At this point, we could write a SQL function to calculate the Euclidean distance between an arbitrary Lat, Lon and Atlanta. But we’re not going to do that, because A) a pretty good solution won’t assume the Earth is a flat, two dimensional plane, or even a sphere, but an ellipsoid. B) There are a ton of mistakes we could make on the way to getting a pretty good solution, and C) this is a solved problem.
In particular, the PostGIS extension to PostgreSQL represents the best-in-class collection of algorithms for solving geospatial querying problems of this variety. So let’s set one up! We could do it locally, but what’s the fun in that? Plus, if you want to build an app to show off to the world, you really don’t want to host it off your laptop. So let’s do it from Amazon’s Relational Database Service.
The first step is to set up your Amazon AWS account. Next, create a new database using Amazon RDS. Select “PostgreSQL.” At Step 2, if you want to do this with your AWS Free Tier account (which I enthusiastically recommend), select “No”. Step 3 is a little more complicated, but should be manageable for the adventurous.
Set the DB Engine version to the latest available (presently 9.4.1), DB Instance Class to “db.t2.micro” (necessary for Free tier), Multi AZ deployment to “No” (again, necessary for Free Tier), and then enter an identifier, username, and password.
You’re going to need to remember your credentials. Be sure to copy those down somewhere.
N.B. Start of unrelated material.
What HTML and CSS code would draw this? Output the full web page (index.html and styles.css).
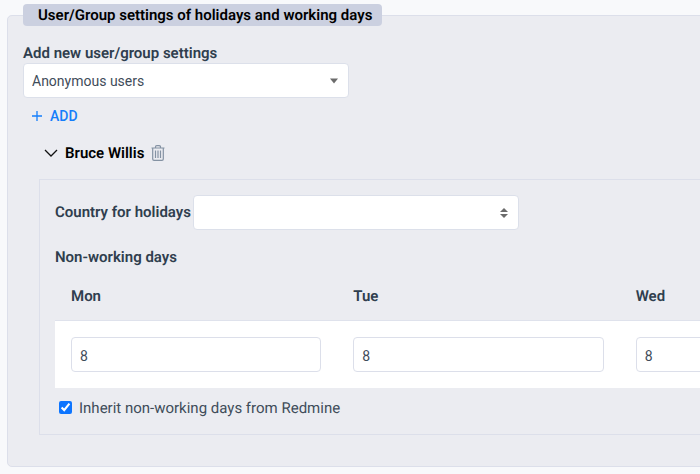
FILE: index.html
```
<!DOCTYPE html>
<html lang="en">
<head>
<meta charset="utf-8">
<title>Holidays and working days</title>
<link rel="stylesheet" href="styles.css">
</head>
<body>
<main class="page">
  <fieldset class="settings">
    <legend class="settings-title">User/Group settings of holidays and working days</legend>
    <label class="field-label" for="group">Add new user/group settings</label>
    <div class="select-box">
      <select class="select" id="group"><option>Anonymous users</option></select>
      <svg class="select-arrow" width="8" height="6" viewBox="0 0 8 6" aria-hidden="true"><path d="M0 .5h8L4 5.5z"/></svg>
    </div>
    <button class="add" type="button">
      <svg width="12" height="12" viewBox="0 0 12 12" aria-hidden="true"><path d="M6 1v10M1 6h10"/></svg>
      ADD
    </button>
    <div class="user">
      <button class="icon-button" type="button" aria-label="Collapse">
        <svg class="chevron" width="14" height="14" viewBox="0 0 14 14" aria-hidden="true"><path d="M1 4l6 6 6-6"/></svg>
      </button>
      <span class="user-name">Bruce Willis</span>
      <button class="icon-button" type="button" aria-label="Delete">
        <svg class="trash" width="14" height="16" viewBox="0 0 14 16" aria-hidden="true"><path d="M.5 3h13M4.500 3V2q0-1.300 1.300-1.300h2.400Q9.500.7 9.500 2v1M1.700 3v11q0 1.300 1.300 1.300h8q1.300 0 1.300-1.300V3M4.500 5.500v7.500M7 5.500v7.500M9.500 5.500v7.500"/></svg>
      </button>
    </div>
    <section class="panel">
      <div class="country">
        <label class="field-label" for="country">Country for holidays</label>
        <div class="select-box">
          <select class="select" id="country"><option></option></select>
          <svg class="select-arrow" width="8" height="10" viewBox="0 0 8 10" aria-hidden="true"><path d="M0 4h8L4 0zM0 6h8l-4 4z"/></svg>
        </div>
      </div>
      <h2 class="heading">Non-working days</h2>
      <table class="days">
        <thead>
          <tr><th id="mon">Mon</th><th id="tue">Tue</th><th id="wed">Wed</th></tr>
        </thead>
        <tbody>
          <tr>
            <td><input class="hours" type="text" value="8" aria-labelledby="mon"></td>
            <td><input class="hours" type="text" value="8" aria-labelledby="tue"></td>
            <td><input class="hours" type="text" value="8" aria-labelledby="wed"></td>
          </tr>
        </tbody>
      </table>
      <label class="inherit"><input class="check" type="checkbox" checked>Inherit non-working days from Redmine</label>
    </section>
  </fieldset>
</main>
</body>
</html>
```
FILE: styles.css
```
* { box-sizing: border-box; }
body {
  margin: 0;
  background: #f8f9fb;
  color: #2f3e4e;
  font: 15px/20px Roboto, sans-serif;
  text-rendering: geometricPrecision;
}
.page { overflow: hidden; padding: 4px 0 7px 7px; }
.settings {
  min-width: 0;
  margin: 0 -8px 0 0;
  padding: 17px 0 31px 15px;
  border: 1px solid #dcdfea;
  border-radius: 5px;
  background: #ebecf1;
}
.settings-title {
  padding: 1px 10px 0 15px;
  border-radius: 4px;
  background: #cbd0e0;
  color: #000;
  font-weight: 600;
  line-height: 21px;
}
.field-label, .heading, .days th { font-weight: 600; }
.select-box { position: relative; width: 326px; }
.select {
  display: block;
  width: 100%;
  height: 35px;
  padding: 0 8px;
  border: 1px solid #dce0ea;
  border-radius: 4px;
  background: #fff;
  color: #3f4c5a;
  font: inherit;
  font-size: 14px;
  appearance: none;
}
.select-arrow {
  position: absolute;
  top: 0;
  bottom: 0;
  right: 11px;
  margin: auto 0;
  fill: #6b6b6b;
  pointer-events: none;
}
button {
  padding: 0;
  border: 0;
  background: none;
  font: inherit;
}
svg { display: block; fill: none; }
.add {
  display: flex;
  align-items: center;
  gap: 7px;
  margin: 8px 0 0 8px;
  color: #157efb;
  font-size: 14px;
  font-weight: 500;
}
.add svg { stroke: #157efb; stroke-width: 1.3; }
.user {
  display: flex;
  align-items: center;
  gap: 7px;
  margin: 17px 0 0 21px;
  color: #000;
}
.user-name { font-weight: 600; }
.chevron { stroke: #111; stroke-width: 1.3; }
.trash { stroke: #8492a3; stroke-width: 1.2; }
.panel {
  margin: 16px 0 0 16px;
  padding: 15px 0 16px 15px;
  border: 1px solid #dcdfea;
}
.country { display: flex; gap: 2px; }
.country .field-label { padding-top: 7px; }
.heading { margin: 17px 0 0; font-size: 15px; }
.days {
  width: 847px;
  margin-top: 8px;
  border-collapse: collapse;
  table-layout: fixed;
}
.days th { height: 45px; padding: 0 16px 2px; text-align: left; }
.days tbody { border-top: 1px solid #dfe2ec; background: #fff; }
.days td { padding: 16px; }
.hours {
  display: block;
  width: 100%;
  height: 35px;
  padding: 3px 8px 0;
  border: 1px solid #dcdfea;
  border-radius: 4px;
  background: #fff;
  color: #3f4c5a;
  font: inherit;
  font-size: 14px;
}
.inherit {
  display: flex;
  align-items: center;
  gap: 7px;
  margin: 10px 0 0 4px;
  color: #3f4c5a;
}
.check { width: 13px; height: 13px; margin: 0; accent-color: #0d75ff; }
```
The defaults for Step 4 are all fine, but you’ll need to give your database a name. Copy that down too.
At this point, you can click the big blue button at the bottom of the screen and watch the computer spin its loading spinner for a few minutes. When it stops, your database will be provisioned and launched. Just copy down your endpoint where you wrote down all your other credentials, and you’ll be set to go.
Now that we have launched our database, we need to enable the PostGIS extensions. We can actually accomplish this inside of R. To start, let’s create a file I’m calling “creds.R“. The reason I propose you save this file (as opposed to merely running it) is that we’ll use it in several places. Infosec Wisdom here:
The less often you type in your security credentials while you’re developing, the fewer files you’ll end up having to keep secret when you share your code or deploy your app. This R script will only do two things: First, load up the RPostgreSQL package, and second, create a connection to your database in an object creatively named “con”. Copy and modify as appropriate:
library("RPostgreSQL") con <- dbConnect(dbDriver("PostgreSQL"), host="your database's host", port="5432", user="your database's username", password="your database's password", dbname="your database's name")
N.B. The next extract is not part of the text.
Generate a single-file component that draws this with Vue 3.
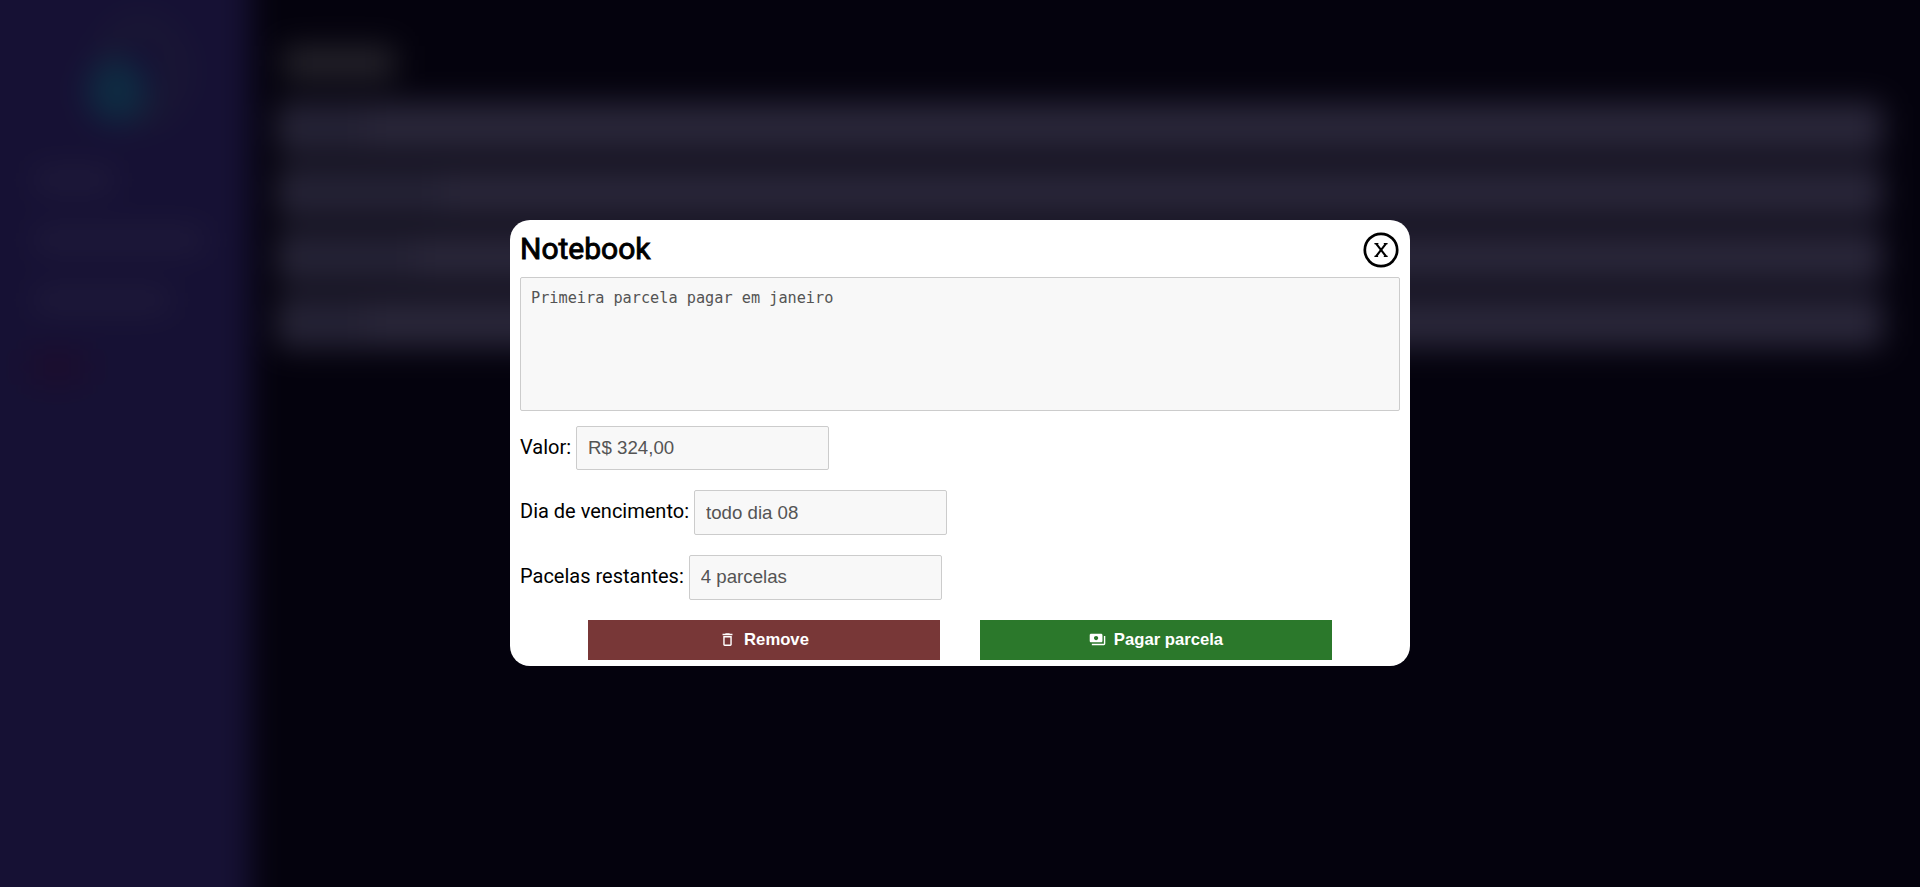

Got that modified? Great. Save it to your R working directory. Now we can connect to the database with R. From there, we can submit the (astonishingly few) queries needed to get PostGIS running:
source("creds.R") dbGetQuery(con,"CREATE EXTENSION postgis;") dbGetQuery(con,"CREATE EXTENSION postgis_topology;") dbGetQuery(con,"CREATE EXTENSION fuzzystrmatch;") dbGetQuery(con,"CREATE EXTENSION postgis_tiger_geocoder;")
The database is now setup and configured! Now, to write the data into your database…
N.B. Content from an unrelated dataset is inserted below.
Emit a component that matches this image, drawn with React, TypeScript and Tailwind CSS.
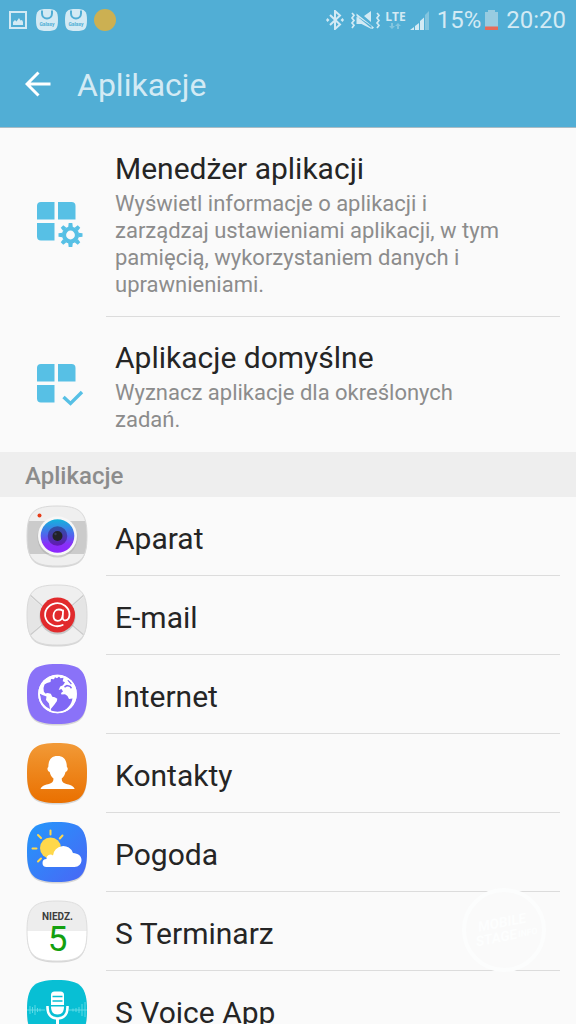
import type { ReactNode } from "react";

const SQUIRCLE = "M31 1C54.500 1 61 7.500 61 31S54.500 61 31 61 1 54.500 1 31 7.500 1 31 1Z";

function AppIcon({ id, fill, edge, children }: { id: string; fill: string; edge?: string; children: ReactNode }) {
  return (
    <svg viewBox="0 0 62 64" className="h-16 w-[62px] shrink-0" aria-hidden="true">
      <defs>
        <clipPath id={`${id}-clip`}>
          <path d={SQUIRCLE} />
        </clipPath>
        <linearGradient id="orange" x1="0" y1="0" x2="0" y2="1">
          <stop offset="0" stopColor="#f29a38" />
          <stop offset=".3" stopColor="#ef8d25" />
          <stop offset="1" stopColor="#ea7000" />
        </linearGradient>
        <linearGradient id="sky" x1="0" y1="0" x2="1" y2="1">
          <stop offset="0" stopColor="#2398fb" />
          <stop offset="1" stopColor="#4a66f5" />
        </linearGradient>
        <linearGradient id="lens" x1="0" y1="0" x2="0" y2="1">
          <stop offset="0" stopColor="#12b4dc" />
          <stop offset=".5" stopColor="#5560ee" />
          <stop offset=".75" stopColor="#8a2ff8" />
          <stop offset="1" stopColor="#8c26ff" />
        </linearGradient>
        <linearGradient id="iris" x1="0" y1="0" x2="0" y2="1">
          <stop offset="0" stopColor="#2c55a4" />
          <stop offset="1" stopColor="#6418b4" />
        </linearGradient>
      </defs>
      <path d={SQUIRCLE} fill="#000" opacity=".14" transform="translate(0 1.5)" />
      <path d={SQUIRCLE} fill={fill} />
      <g clipPath={`url(#${id}-clip)`}>{children}</g>
      <path d={SQUIRCLE} fill="none" stroke={edge ?? "none"} />
    </svg>
  );
}

function CameraIcon() {
  return (
    <AppIcon id="camera" fill="#efefef" edge="#d9d9d9">
      <path d="M0 16h62v33H0Z" fill="#cbcbcb" />
      <circle cx="31.500" cy="32.500" r="20" fill="#aaa" opacity=".5" />
      <circle cx="31.500" cy="31" r="19.500" fill="#f7f7f7" />
      <circle cx="31.500" cy="31" r="16.800" fill="url(#lens)" />
      <circle cx="31.500" cy="31" r="9.800" fill="url(#iris)" />
      <circle cx="31.500" cy="31" r="5" fill="#222229" />
      <circle cx="29.500" cy="29" r="1.200" fill="#383c55" />
      <circle cx="13.500" cy="10.500" r="2" fill="#e63c18" />
    </AppIcon>
  );
}

function EmailIcon() {
  return (
    <AppIcon id="email" fill="#efefef" edge="#dadada">
      <path d="M0 9l25 22L0 54ZM62 9L37 31l25 23Z" fill="#e5e5e5" />
      <path d="M3 10l28 25L59 10M3 52l20-17M59 52L39 35" fill="none" stroke="#cacaca" strokeWidth="1.200" />
      <circle cx="31.500" cy="32.500" r="18" fill="#999" opacity=".45" />
      <circle cx="31.500" cy="31" r="17.500" fill="#e12a2c" />
      <path
        d="M36.700 41A12.200 11.500 0 1 1 43.500 30.300c0 3.600-1.700 6-4.200 6-1.800 0-2.800-1.200-2.600-3.200l.4-6.800M36.700 31c-.3 3.500-2.300 5.800-5 5.800-2.500 0-4.200-2-4.200-5 0-3.700 2.300-6.300 5.300-6.300 1.500 0 3 .5 4 1.300"
        fill="none"
        stroke="#fff"
        strokeWidth="1.800"
        strokeLinecap="round"
      />
    </AppIcon>
  );
}

function InternetIcon() {
  return (
    <AppIcon id="internet" fill="#8a72f8">
      <circle cx="31.500" cy="31" r="19.300" fill="#fff" />
      <path
        d="M17.500 25l1-3.500 2.500-1.500 3.500-1 .5-3 3 .3 1-2 2 1 2-1.800 1.500 1.800 3-.5-.8 3.500 2.300 1-2 3-2.800 1.200-1.500 3.500 2.800-1 1.500 2.500-2 1.500.5 1.500 3.500-.3 2.500 1.800 1.500 3 3.500-.5c-1 5.500-4 9.700-9.500 12.500-3.500 1.500-7.500 1.500-11.700.3l-.5-2.300 3.500-4.200 2.500-3.500.5-2.500-2.500-1.500-2.500-.5-1.500-3-3-.8-2.500.5-1.500-2Z"
        fill="#8068f5"
      />
      <path d="M13.500 30.500l3 1.500 4 1.500-.5 3.500 3 3.500 1 5.500c-5-2-9.500-7-9.500-12.500Z" fill="#8a72f8" />
      <path d="M38.500 24l2.500-1.500 3 .8 1.500 2M42 17l3.500 4" fill="none" stroke="#8068f5" strokeWidth="1.500" />
      <circle cx="31.500" cy="31" r="18.500" fill="none" stroke="#fff" strokeWidth="1.600" />
    </AppIcon>
  );
}

function ContactsIcon() {
  return (
    <AppIcon id="contacts" fill="url(#orange)">
      <path
        d="M14.500 47c1-3 5-4.200 9-5.200 2.700-.8 4-2 4-5.300-2-1.500-3.200-3.500-3.800-6.500-2.300-.3-3-4.200-1.400-5 .2-7.500 3.200-11 9.200-11s9.200 3.500 9.400 11c1.600.8.9 4.700-1.400 5-.6 3-1.800 5-3.800 6.500 0 3.300 1.300 4.500 4 5.300 4 1 8 2.200 9 5.200Z"
        fill="#fff"
      />
    </AppIcon>
  );
}

function WeatherIcon() {
  return (
    <AppIcon id="weather" fill="url(#sky)">
      <circle cx="24.500" cy="27" r="10.500" fill="#ffd84a" />
      <path
        d="M24.500 9.500v4M12 14l3 3M36.500 14.500l-2.700 3M6.500 27.500h4M12 40.500l3-3"
        stroke="#ffd84a"
        strokeWidth="2"
        strokeLinecap="round"
      />
      <path
        d="M20.500 46a4 4 0 0 1 0-8 4 4 0 0 1 6.500-3.500A10.300 10.300 0 0 1 47 32c5 .3 8.500 3 8.500 7s-3 7-7 7Z"
        fill="#fff"
      />
    </AppIcon>
  );
}

function CalendarIcon() {
  return (
    <AppIcon id="calendar" fill="#fff" edge="#dedede">
      <path d="M0 0h62v31H0Z" fill="#ededed" />
      <text x="31.500" y="19.500" textAnchor="middle" className="fill-[#3d3d3d] font-[Roboto,sans-serif] text-[10px] font-bold">
        NIEDZ.
      </text>
      <text x="31.500" y="51" textAnchor="middle" className="fill-[#14a010] font-[Roboto,sans-serif] text-[35px]">
        5
      </text>
    </AppIcon>
  );
}

function VoiceIcon() {
  return (
    <AppIcon id="voice" fill="#08bfd4">
      <path
        d="M1 31h18M43 31h18M4 27v8M6.500 28v6M9 26v10M11.500 29v4M14 29.500v3M47 29.500v3M50 29v4M53 28v6M56 25v12M59 23v15"
        stroke="#67dce8"
        strokeWidth=".9"
      />
      <path d="M25 16a3.500 3.500 0 0 1 3.500-3.500h6A3.500 3.500 0 0 1 38 16v10H25Z" fill="#fff" />
      <path d="M26.500 17.500h10M26.500 22h10" stroke="#08bfd4" strokeWidth="1.300" />
      <path d="M25 27.500h13c0 5-2 8-6.500 8s-6.500-3-6.500-8Z" fill="#fff" />
      <path d="M21.500 27v1.500c0 7 4 11 10 11s10-4 10-11V27" fill="none" stroke="#fff" strokeWidth="2.600" />
      <path d="M31.500 40v7M25 48h13" stroke="#fff" strokeWidth="3" />
    </AppIcon>
  );
}

function Tiles({ children }: { children: ReactNode }) {
  return (
    <svg viewBox="0 0 62 62" className="size-[62px] shrink-0" fill="#57c0e5" aria-hidden="true">
      <path d="M15 10h13.500v17.500H11V14a4 4 0 0 1 4-4ZM32 10h13.500a4 4 0 0 1 4 4v13.500H32ZM11 31h17.500v17.500H15a4 4 0 0 1-4-4Z" />
      {children}
    </svg>
  );
}

function ManagerIcon() {
  return (
    <Tiles>
      <g transform="translate(44.500 43)">
        <circle r="6.500" fill="none" stroke="#57c0e5" strokeWidth="4.200" />
        {[0, 45, 90, 135, 180, 225, 270, 315].map((a) => (
          <path key={a} d="M-2.300-8L-1.800-12h3.600L2.300-8Z" transform={`rotate(${a})`} />
        ))}
      </g>
    </Tiles>
  );
}

function DefaultsIcon() {
  return (
    <Tiles>
      <path d="M37.500 43l7 6.500L56 38" fill="none" stroke="#57c0e5" strokeWidth="3.400" />
    </Tiles>
  );
}

function GalaxyBag() {
  return (
    <svg viewBox="0 0 22 22" className="size-[22px]" aria-hidden="true">
      <path d="M11 0c9 0 11 2 11 11s-2 11-11 11S0 20 0 11 2 0 11 0Z" fill="#d3eaf4" />
      <path d="M6 1.500v3a5 5 0 0 0 10 0v-3" fill="none" stroke="#51aed5" strokeWidth="2" />
      <text x="11" y="17" textAnchor="middle" className="fill-[#51aed5] font-[Roboto,sans-serif] text-[5px] font-bold">
        Galaxy
      </text>
    </svg>
  );
}

function StatusBar() {
  return (
    <div className="flex h-10 items-center justify-between pr-[10px] pl-[9px] text-[24px] leading-[28px] text-[#d3eaf4]">
      <div className="flex items-center gap-[7px]">
        <svg viewBox="0 0 18 18" className="mr-[2px] size-[18px]" aria-hidden="true">
          <rect x="1" y="1" width="16" height="16" fill="none" stroke="#d3eaf4" strokeWidth="2" />
          <path d="M4 14v-3l2-2 1.500 1.500L10 7l1.500 2.500L13 9l1 2v3Z" fill="#d3eaf4" />
        </svg>
        <GalaxyBag />
        <GalaxyBag />
        <span className="size-[22px] rounded-full bg-[#ccb052]" />
      </div>
      <div className="flex items-center">
        <svg viewBox="0 0 18 20" className="h-5 w-[18px]" aria-hidden="true">
          <path d="M4 5l10 9.500-5 4.500V1l5 4.500L4 15" fill="none" stroke="#d3eaf4" strokeWidth="2" />
          <path d="M1.500 8L3.500 10l-2 2L0 10ZM16.500 8L18 10l-1.500 2L14.500 10Z" fill="#d3eaf4" />
        </svg>
        <svg viewBox="0 0 30 20" className="ml-[6px] h-5 w-[30px]" aria-hidden="true">
          <path
            d="M2 3l2 2.300L2 8l2 2.500L2 13l2 2.300L2 18M27 3l2 2.300L27 8l2 2.500L27 13l2 2.300L27 18"
            fill="none"
            stroke="#d3eaf4"
            strokeWidth="1.700"
          />
          <path d="M6.500 3.500L24 17.500 22.500 19 6.500 6ZM6.500 7v7h5L21.500 19v-3L9 7.500ZM14 6l7-5v11Z" fill="#d3eaf4" />
        </svg>
        <div className="ml-[5px] flex flex-col items-center">
          <span className="font-['Open_Sans',sans-serif] text-[12px] leading-[12px] font-bold">LTE</span>
          <svg viewBox="0 0 12 6" className="h-[6px] w-3" aria-hidden="true">
            <path d="M2 0h2v3h2L3 6 0 3h2ZM8 6h2V3h2L9 0 6 3h2Z" fill="#83c5df" />
          </svg>
        </div>
        <svg viewBox="0 0 20 20" className="ml-[4px] h-5 w-5" aria-hidden="true">
          <path d="M0 20l4-3v3ZM5 16l4-3v7H5ZM10 11l4-3.500V20h-4Z" fill="#d3eaf4" />
          <path d="M15 5l4-4v19h-4Z" fill="#83c5df" />
        </svg>
        <span className="ml-[7px]">15%</span>
        <svg viewBox="0 0 13 20" className="ml-[4px] h-5 w-[13px]" aria-hidden="true">
          <path d="M3 0h7v2h3v15H0V2h3Z" fill="#98cce1" />
          <path d="M0 16.500h13V20H0Z" fill="#e76b59" />
        </svg>
        <span className="ml-[8px]">20:20</span>
      </div>
    </div>
  );
}

const settings = [
  {
    title: "Menedżer aplikacji",
    text: "Wyświetl informacje o aplikacji i zarządzaj ustawieniami aplikacji, w tym pamięcią, wykorzystaniem danych i uprawnieniami.",
    icon: <ManagerIcon />,
  },
  { title: "Aplikacje domyślne", text: "Wyznacz aplikacje dla określonych zadań.", icon: <DefaultsIcon /> },
];

const apps = [
  { name: "Aparat", icon: <CameraIcon /> },
  { name: "E-mail", icon: <EmailIcon /> },
  { name: "Internet", icon: <InternetIcon /> },
  { name: "Kontakty", icon: <ContactsIcon /> },
  { name: "Pogoda", icon: <WeatherIcon /> },
  { name: "S Terminarz", icon: <CalendarIcon /> },
  { name: "S Voice App", icon: <VoiceIcon /> },
];

export default function App() {
  return (
    <div className="relative flex h-screen flex-col overflow-hidden bg-[#fafafa] font-[Roboto,sans-serif] text-[#252525]">
      <header className="shrink-0 border-b border-[#a9bcc5] bg-[#51aed5]">
        <StatusBar />
        <div className="flex h-[87px] items-center pl-[25px]">
          <button type="button" aria-label="Wstecz">
            <svg viewBox="0 0 26 26" className="size-[26px]" fill="none" stroke="#fff" strokeWidth="3" aria-hidden="true">
              <path d="M13.500 1.500L2 13l11.500 11.500M2 13h23.500" />
            </svg>
          </button>
          <h1 className="ml-[26px] pt-[2px] text-[32px] leading-[40px] text-[#d3eaf4]">Aplikacje</h1>
        </div>
      </header>

      <main className="min-h-0 flex-1 overflow-y-auto [scrollbar-width:none]">
        <ul>
          {settings.map((s) => (
            <li key={s.title} className="group">
              <a href="#" className="flex items-center pr-4 pl-[26px]">
                {s.icon}
                <div className="ml-[18px] flex-1 border-b border-[#dcdcdc] pt-[23px] pr-[40px] pb-[18px] pl-[9px] group-last:border-transparent">
                  <h2 className="text-[30px] leading-[36px]">{s.title}</h2>
                  <p className="mt-[3px] text-[22px] leading-[27px] text-[#8c8c8c]">{s.text}</p>
                </div>
              </a>
            </li>
          ))}
        </ul>
        <h2 className="bg-[#eeeeee] pt-[10px] pb-[7px] pl-[25px] text-[24px] leading-[28px] font-medium text-[#8c8c8c]">
          Aplikacje
        </h2>
        <ul>
          {apps.map((app) => (
            <li key={app.name}>
              <a href="#" className="flex h-[79px] items-center pr-4 pl-[26px]">
                {app.icon}
                <span className="ml-[18px] flex h-full flex-1 items-center border-b border-[#dcdcdc] pt-[6px] pl-[9px] text-[30px] leading-[36px]">
                  {app.name}
                </span>
              </a>
            </li>
          ))}
        </ul>
      </main>

      <svg viewBox="0 0 84 84" className="pointer-events-none absolute right-[30px] bottom-[52px] size-[84px]" aria-hidden="true">
        <circle cx="42" cy="42" r="40" fill="none" stroke="#fcfdfd" strokeWidth="4" />
        <g transform="rotate(-11 42 42)" className="fill-[#fdfefe] font-[Roboto,sans-serif] font-bold italic">
          <text x="17" y="39" className="text-[14px]">MOBILE</text>
          <text x="12" y="53" className="text-[14px]">STAGE</text>
          <text x="55" y="52" className="text-[9px]">INFO</text>
        </g>
      </svg>
    </div>
  );
}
Notice how we wrap events in a data.frame. This is a necessity from a slight eccentricity of the RPostgreSQL package. Anyway, that will run for a little while, but once it returns, you’ll have all of your data in the database. To see some of it,
dbGetQuery(con, “SELECT * FROM phoenix LIMIT 20;”)
To actually use this data, we’re going to need to learn a little bit of PostGIS. A full PostGIS tutorial is well outside of my intent, but the internet is full of helpful documentation and interesting how-tos. To measure if a thing is within a given distance of another thing, there’s a PostGIS function called “ST_DWithin“.
I say “thing” because there are generally four types of things in Geospatial Data: points (generally useful), linestrings (good for roads), polygons (good for geopolitical areas), and multi* (good for anything that’s fragmented, like describing the borders of the US since it has non-contiguous land areas). Events are simple: every event is a point. So, we’ll also need to use a little PostGIS function to make a Point Object in the database. They’ve helpfully called it “ST_MakePoint.” Here’s how we piece it all together:
dbGetQuery(con, 'SELECT * FROM phoenix WHERE ST_DWithin( ST_MakePoint(33.755, -84.39), ST_MakePoint("Lat", "Lon"), 0.725);')
And there you have it! Phoenix presently contains approximately 400 events that happened within 50 miles of Atlanta. If you’ve never worked with Geospatial Querying before, you probably aren’t sold yet. After all, it was sort of a long way around for this payoff. This type of treatment for Political Event Data isn’t unprecedented.
In particular, Hammond and Weidmann put GDELT into a PostGIS database in order to tease out a Capitol-bias in the geocoder. (They didn’t control for centroid bias, but that’s about two papers worth of criticism and methodology). If you want to really feel the power, I’m going to need a little time to dream an interface to demonstrate it. In the meanwhile, take a look at the PostGIS documentation and let me know if you have any interesting applications in mind.